In his book Bullet Penetration, ballistics expert Duncan MacPherson describes a method that can be used to compensate for ballistic gelatin that gives a BB penetration that is off by several centimeters (up to two inches) in either direction. MacPherson's Figure 5-2, Velocity Variation Correction to Measured BB Penetration Depth, can be used to make corrections to BB penetration depth when measured BB velocity is within ±10 m/s of 180 m/s. This method can also be used to compensate for error within the allowed tolerance, and normalize results of different tests, as it is standard practice to record the exact depth of the calibration BB's penetration.

===Synthetic alternative===
Ballistic gels made from natural gelatin are typically clear yellow-brown in color, and are generally not re-usable. The more expensive synthetic substitutes are engineered to simulate the ballistic properties of natural gelatin, whilst initially being colorless and clear. Some synthetic gels are also re-usable, since they can be melted and reformed without affecting the ballistic properties of the gels.

====Synthetic formula====
Synthetic ballistic gels are typically made of an oil and a polymer instead of gelatin and water, most commonly used is white mineral oil and a styrene polymer blend, polymers used include:

1. styrene-butadiene-styrene polymers;
2. styrene isoprene-styrene polymers;
3. styrene-ethylene-butylene styrene polymers;
4. styrene-ethylenepropylene polymers;
5. styrene-ethylene butylene polymers;
6. styrene-butadiene polymers; and
7. styrene-isoprene polymers.

The gel usually includes about 12% to 22% by weight of the polymer, but it depends on what polymers is used.

Heating temperatures vary depending on what polymer and oil is used, but should never go over 275 F.

The polymer and oil solution is extremely sensitive to moisture - when moisture comes in contact with the solution, bubbles form when heat is applied.

Polymer should not be added to heated up oil like gelatin is to water; the polymer and oil should be mixed when no heat is present.

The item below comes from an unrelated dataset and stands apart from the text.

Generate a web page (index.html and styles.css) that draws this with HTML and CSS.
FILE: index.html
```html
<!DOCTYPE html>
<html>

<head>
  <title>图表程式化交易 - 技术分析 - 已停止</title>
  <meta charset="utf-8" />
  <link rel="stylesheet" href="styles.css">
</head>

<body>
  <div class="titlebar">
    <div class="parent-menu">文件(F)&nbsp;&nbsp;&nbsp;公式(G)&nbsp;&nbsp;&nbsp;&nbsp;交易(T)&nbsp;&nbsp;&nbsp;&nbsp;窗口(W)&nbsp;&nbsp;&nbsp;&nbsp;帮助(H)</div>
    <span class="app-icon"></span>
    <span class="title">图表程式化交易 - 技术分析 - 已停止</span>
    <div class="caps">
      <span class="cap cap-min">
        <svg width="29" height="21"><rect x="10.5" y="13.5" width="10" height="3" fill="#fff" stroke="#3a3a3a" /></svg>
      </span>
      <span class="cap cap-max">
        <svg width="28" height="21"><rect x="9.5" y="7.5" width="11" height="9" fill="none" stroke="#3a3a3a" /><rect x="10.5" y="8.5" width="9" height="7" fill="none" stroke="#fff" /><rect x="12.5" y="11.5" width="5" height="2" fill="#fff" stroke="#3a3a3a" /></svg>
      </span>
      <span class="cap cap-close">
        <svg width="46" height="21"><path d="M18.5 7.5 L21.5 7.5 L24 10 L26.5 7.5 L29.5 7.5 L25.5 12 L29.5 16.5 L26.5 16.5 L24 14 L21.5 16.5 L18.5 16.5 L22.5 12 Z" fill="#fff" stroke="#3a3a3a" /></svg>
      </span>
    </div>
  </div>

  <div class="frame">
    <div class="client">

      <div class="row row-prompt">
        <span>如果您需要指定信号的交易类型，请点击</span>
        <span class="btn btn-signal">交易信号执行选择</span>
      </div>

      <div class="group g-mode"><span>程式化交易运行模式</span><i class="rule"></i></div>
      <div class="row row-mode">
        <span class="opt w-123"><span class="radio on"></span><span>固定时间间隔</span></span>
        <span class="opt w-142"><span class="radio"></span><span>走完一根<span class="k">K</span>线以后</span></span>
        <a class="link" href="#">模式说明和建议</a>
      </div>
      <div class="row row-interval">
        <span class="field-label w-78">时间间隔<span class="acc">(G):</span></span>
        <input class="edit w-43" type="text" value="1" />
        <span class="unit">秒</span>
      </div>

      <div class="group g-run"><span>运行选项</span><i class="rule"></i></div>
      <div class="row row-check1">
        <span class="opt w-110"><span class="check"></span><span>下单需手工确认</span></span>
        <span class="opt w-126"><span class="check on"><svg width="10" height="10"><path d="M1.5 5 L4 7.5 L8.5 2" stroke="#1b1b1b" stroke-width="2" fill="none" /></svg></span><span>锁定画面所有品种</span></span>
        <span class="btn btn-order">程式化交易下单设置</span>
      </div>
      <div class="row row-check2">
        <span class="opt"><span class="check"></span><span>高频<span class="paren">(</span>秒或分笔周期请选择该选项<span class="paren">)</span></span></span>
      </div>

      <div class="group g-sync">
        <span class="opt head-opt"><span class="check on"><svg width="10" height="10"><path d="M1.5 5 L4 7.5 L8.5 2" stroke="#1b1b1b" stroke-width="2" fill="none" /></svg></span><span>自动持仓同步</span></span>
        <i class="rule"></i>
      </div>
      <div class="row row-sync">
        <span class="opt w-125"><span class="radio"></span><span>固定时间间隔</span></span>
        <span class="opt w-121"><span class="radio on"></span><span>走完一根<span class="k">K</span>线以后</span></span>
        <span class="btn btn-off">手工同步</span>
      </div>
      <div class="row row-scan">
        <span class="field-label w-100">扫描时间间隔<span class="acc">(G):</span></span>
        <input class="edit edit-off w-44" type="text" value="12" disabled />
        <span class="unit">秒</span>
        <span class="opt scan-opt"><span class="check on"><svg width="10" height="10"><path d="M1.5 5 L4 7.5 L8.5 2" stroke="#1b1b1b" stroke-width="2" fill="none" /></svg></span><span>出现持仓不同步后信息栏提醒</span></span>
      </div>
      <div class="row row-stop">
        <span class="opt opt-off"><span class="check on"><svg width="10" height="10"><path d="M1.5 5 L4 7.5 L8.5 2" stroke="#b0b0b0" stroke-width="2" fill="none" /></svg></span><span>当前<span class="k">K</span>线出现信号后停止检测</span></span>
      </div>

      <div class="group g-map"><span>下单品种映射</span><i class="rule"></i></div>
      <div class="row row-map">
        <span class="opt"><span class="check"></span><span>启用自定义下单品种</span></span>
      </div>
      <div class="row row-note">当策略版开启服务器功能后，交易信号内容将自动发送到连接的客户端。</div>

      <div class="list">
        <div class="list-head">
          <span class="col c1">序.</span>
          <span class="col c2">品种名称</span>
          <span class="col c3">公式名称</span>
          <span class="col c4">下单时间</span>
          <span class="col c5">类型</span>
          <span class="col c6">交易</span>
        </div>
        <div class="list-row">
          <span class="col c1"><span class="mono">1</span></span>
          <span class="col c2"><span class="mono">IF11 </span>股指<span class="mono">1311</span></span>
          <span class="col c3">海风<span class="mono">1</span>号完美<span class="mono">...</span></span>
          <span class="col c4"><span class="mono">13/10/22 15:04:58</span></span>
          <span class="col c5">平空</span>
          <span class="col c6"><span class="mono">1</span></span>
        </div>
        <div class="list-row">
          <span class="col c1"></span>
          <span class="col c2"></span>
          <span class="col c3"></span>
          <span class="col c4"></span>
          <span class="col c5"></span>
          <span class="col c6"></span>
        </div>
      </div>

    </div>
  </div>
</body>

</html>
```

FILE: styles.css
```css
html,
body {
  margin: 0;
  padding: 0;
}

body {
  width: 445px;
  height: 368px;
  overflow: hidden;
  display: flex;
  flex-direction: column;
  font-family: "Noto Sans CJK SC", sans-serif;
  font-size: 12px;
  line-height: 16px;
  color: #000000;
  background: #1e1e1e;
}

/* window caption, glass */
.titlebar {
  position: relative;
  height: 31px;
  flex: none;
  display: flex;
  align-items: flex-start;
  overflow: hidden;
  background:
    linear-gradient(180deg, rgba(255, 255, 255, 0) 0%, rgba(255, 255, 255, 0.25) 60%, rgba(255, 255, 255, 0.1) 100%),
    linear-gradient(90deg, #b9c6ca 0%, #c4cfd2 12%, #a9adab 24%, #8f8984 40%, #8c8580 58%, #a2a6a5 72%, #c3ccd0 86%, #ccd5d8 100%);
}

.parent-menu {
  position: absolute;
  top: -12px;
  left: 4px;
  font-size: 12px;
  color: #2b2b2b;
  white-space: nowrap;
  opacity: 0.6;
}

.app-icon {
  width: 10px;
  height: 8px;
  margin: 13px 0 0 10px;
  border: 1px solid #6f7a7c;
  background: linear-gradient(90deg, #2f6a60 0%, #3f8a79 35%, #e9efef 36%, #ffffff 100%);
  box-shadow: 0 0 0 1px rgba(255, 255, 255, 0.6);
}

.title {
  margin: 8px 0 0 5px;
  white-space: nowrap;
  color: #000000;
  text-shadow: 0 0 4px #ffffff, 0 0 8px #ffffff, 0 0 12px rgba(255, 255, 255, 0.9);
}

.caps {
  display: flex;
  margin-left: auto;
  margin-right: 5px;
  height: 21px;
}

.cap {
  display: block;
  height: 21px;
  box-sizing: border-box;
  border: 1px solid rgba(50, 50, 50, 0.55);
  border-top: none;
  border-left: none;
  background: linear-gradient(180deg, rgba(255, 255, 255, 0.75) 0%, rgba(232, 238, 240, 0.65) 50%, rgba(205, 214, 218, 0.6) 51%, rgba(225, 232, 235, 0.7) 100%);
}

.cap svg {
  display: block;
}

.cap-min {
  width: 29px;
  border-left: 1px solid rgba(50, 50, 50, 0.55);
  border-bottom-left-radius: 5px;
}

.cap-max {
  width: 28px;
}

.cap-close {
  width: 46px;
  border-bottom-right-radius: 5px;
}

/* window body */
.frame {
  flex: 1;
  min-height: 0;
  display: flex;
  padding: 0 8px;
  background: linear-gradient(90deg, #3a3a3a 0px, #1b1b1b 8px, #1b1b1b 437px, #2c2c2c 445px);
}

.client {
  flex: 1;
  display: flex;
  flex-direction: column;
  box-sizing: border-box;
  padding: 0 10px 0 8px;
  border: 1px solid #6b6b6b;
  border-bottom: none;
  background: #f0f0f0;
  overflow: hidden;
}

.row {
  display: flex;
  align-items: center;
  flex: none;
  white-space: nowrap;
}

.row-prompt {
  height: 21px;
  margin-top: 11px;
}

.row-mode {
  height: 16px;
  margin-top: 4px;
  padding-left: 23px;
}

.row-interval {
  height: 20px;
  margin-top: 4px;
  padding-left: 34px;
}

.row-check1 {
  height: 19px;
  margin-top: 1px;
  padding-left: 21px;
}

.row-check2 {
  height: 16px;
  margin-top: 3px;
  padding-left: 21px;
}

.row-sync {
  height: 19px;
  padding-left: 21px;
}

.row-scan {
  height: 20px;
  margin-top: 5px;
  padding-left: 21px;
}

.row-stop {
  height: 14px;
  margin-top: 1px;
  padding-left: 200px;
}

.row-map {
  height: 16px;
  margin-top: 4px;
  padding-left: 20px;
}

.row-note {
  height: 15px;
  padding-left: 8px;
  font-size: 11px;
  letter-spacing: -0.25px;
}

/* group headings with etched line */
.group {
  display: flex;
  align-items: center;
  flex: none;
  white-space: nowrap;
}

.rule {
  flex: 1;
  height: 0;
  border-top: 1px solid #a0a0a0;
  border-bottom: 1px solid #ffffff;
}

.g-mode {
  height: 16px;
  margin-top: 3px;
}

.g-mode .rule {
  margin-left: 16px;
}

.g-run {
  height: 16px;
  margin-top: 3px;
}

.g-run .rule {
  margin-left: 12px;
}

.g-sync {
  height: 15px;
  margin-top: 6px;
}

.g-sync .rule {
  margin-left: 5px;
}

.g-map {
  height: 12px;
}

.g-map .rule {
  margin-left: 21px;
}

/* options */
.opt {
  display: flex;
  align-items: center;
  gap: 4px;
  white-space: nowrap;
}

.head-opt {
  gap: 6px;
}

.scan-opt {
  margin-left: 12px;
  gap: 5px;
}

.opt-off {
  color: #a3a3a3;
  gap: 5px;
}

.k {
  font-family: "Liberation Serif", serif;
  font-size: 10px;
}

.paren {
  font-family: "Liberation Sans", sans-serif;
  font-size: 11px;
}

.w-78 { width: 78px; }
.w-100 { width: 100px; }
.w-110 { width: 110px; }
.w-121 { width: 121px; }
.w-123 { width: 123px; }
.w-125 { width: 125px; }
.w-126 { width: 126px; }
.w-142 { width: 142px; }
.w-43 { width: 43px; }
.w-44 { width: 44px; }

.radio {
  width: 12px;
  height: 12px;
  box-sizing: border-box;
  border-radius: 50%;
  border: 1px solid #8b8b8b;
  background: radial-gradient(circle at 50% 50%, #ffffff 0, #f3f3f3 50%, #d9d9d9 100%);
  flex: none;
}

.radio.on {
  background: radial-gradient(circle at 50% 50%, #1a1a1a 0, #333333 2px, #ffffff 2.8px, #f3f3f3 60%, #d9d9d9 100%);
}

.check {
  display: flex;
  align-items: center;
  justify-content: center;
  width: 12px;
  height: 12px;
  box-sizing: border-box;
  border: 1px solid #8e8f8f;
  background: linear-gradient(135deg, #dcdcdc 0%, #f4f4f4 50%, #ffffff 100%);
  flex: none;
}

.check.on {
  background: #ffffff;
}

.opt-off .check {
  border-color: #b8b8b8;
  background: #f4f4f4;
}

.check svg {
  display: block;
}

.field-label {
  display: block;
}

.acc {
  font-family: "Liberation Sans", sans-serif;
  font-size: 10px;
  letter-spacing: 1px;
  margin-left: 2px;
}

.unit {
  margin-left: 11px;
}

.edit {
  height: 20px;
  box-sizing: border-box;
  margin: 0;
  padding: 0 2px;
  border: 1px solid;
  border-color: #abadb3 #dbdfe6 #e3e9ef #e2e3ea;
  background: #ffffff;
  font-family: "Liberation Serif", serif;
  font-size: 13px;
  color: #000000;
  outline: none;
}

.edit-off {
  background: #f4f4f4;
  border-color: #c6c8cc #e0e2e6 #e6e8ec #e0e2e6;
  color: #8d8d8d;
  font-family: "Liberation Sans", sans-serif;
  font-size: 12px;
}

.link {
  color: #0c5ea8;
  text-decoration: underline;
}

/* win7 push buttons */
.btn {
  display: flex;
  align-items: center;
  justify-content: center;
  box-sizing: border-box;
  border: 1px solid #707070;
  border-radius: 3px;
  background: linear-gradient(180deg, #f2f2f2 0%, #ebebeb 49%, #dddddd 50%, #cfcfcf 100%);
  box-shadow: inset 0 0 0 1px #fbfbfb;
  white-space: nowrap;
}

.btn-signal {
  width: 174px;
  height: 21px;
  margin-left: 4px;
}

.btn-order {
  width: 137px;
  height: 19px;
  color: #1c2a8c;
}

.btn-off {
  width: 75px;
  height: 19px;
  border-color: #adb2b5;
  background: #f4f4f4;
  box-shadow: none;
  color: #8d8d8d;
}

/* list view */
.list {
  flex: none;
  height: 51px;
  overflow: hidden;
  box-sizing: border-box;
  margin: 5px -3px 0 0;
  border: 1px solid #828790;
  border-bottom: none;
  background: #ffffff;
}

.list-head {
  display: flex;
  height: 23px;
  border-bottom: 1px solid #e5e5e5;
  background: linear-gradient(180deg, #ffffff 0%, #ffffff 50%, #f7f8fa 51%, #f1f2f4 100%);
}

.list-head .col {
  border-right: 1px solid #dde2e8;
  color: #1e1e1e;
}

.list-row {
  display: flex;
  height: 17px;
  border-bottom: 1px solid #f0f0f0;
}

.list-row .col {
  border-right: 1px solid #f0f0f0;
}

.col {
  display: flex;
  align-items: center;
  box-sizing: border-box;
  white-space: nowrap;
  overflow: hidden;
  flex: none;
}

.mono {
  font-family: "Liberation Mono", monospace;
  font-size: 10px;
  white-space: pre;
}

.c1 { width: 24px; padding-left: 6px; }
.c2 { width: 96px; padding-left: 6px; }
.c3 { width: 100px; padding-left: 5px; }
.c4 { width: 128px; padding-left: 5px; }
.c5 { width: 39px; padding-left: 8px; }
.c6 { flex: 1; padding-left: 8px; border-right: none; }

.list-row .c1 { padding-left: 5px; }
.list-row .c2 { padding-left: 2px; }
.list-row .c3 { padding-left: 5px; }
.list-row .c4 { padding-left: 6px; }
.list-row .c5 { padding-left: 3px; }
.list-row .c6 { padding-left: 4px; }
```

Dwell times are recommended after mixing the polymer and oil to prevent bubbles forming when heat is applied. These "dwell" times can go up to 12 hours if the air is above about 50 °F, or at the very least 24 hours if the air is at cooler temperatures.

These discoveries were made by Darryl D. Amick.

==Uses==
Since ballistic gelatin mimics the properties of muscle tissue reasonably well, it is the preferred medium (over real porcine cadavers) for comparing the terminal performance of different expanding ammunition, such as hollow-point and soft-point bullets. These bullets use the hydraulic pressure of the tissue or gelatin to expand in diameter, limiting penetration and increasing the tissue damage along their path. While the Hague Convention restricts the use of such ammunition in warfare, it is commonly used by police and civilians in defensive weapons, as well as police sniper and hostage-rescue teams, where rapid disabling of the target and minimal risk of overpenetration are required to reduce collateral damage.

Bullets intended for hunting are also commonly tested in ballistic gelatin. A bullet intended for use hunting small vermin, such as prairie dogs, for example, needs to expand very quickly to have an effect before it exits the target, and must perform at higher velocities due to the use of lighter bullets in the cartridges. The same fast-expanding bullet used for prairie dogs would be considered inhumane for use on medium game animals like whitetail deer, where deeper penetration is needed to reach vital organs and assure a quick kill.

In television the MythBusters team sometimes used ballistics gel to aid in busting myths, but not necessarily involving bullets, including the exploding implants myth, the deadly card throw, and the ceiling fan decapitation. They sometimes placed real bones (from humans or pigs) or synthetic bones in the gel to simulate bone breaks as well.

The US television program Forged in Fire is also known to use ballistics gelatin, often creating entire human torsos and heads complete with simulated bones, blood, organs and intestines that are cast inside the gel. Various bladed weapons are then tested on the gel torso in order to simulate and record the destructive effects the weapons would have on a real human body.